First, a chain popped off but was readily replaced without getting off the vehicle.

Upon starting up again one of the brazed bearing brackets suffered catastrophic failure and I had to be pushed out of the mud.

The broken part was irreparable, so we had to watch (rather than race) the remainder of the race. Pushing the broken Killer Tomato back home was not an option. Instead, the wheels were removed and the machine was hauled home in three trips (one for the frame and one each for the wheels) in my small pickup.
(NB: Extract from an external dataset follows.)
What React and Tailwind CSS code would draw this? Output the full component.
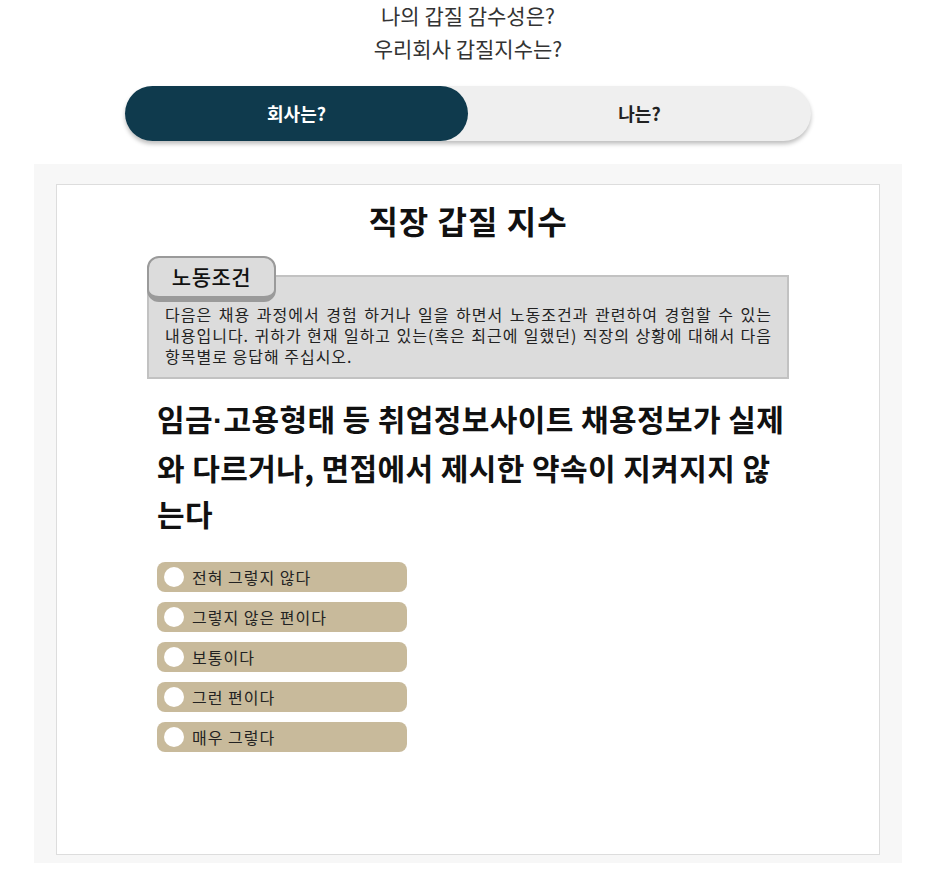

Back to the Drawing Board. <Return to Top>
For the maiden race of Killer Tomato (da Vinci Days, 1996) the vehicle had no floatation and almost no art. However, I had completed the check-ins, the parade, and had actually ridden it on the road. I received lots of encouragement from the other racers, and also learned where to get more suitable, small differentials that would become the start of the rebuild for 1997. The encouragement of the racers insured my continued participation by bestowing on me a racers choice award. I was hooked.
Port Townsend Race.
da Vinci days was the only KSR race that I knew anything about when I first entered the race. Being in the race I learned about other opportunities to show off. We have friends in the Port Townsend area so we decided to visit and observe that race. What an eye opener! I'm certainly glad that I went to observe before actually racing. The Port Townsend Race is a da Vinci race all crammed into one day with far more zanniness than Corvallis. I liked it a lot and was again inspired to rebuild the Tomato.
Off-Season Planning.
I started planning during the off-season by acquiring parts that would be durable enough for a vehicle weighing close to 500 lbs. I also decided to learn to weld (MIG then TIG). Naturally, I needed to purchase high quality CrMo tubing for the frame. Everything except the wheels was redesigned, rebuilt and replaced. The wheels were given solid foam "donuts" to provide floatation. With a full year to rebuild, it was once again down to the wire trying to get it completed. Anything else just wouldn't be Kinetic!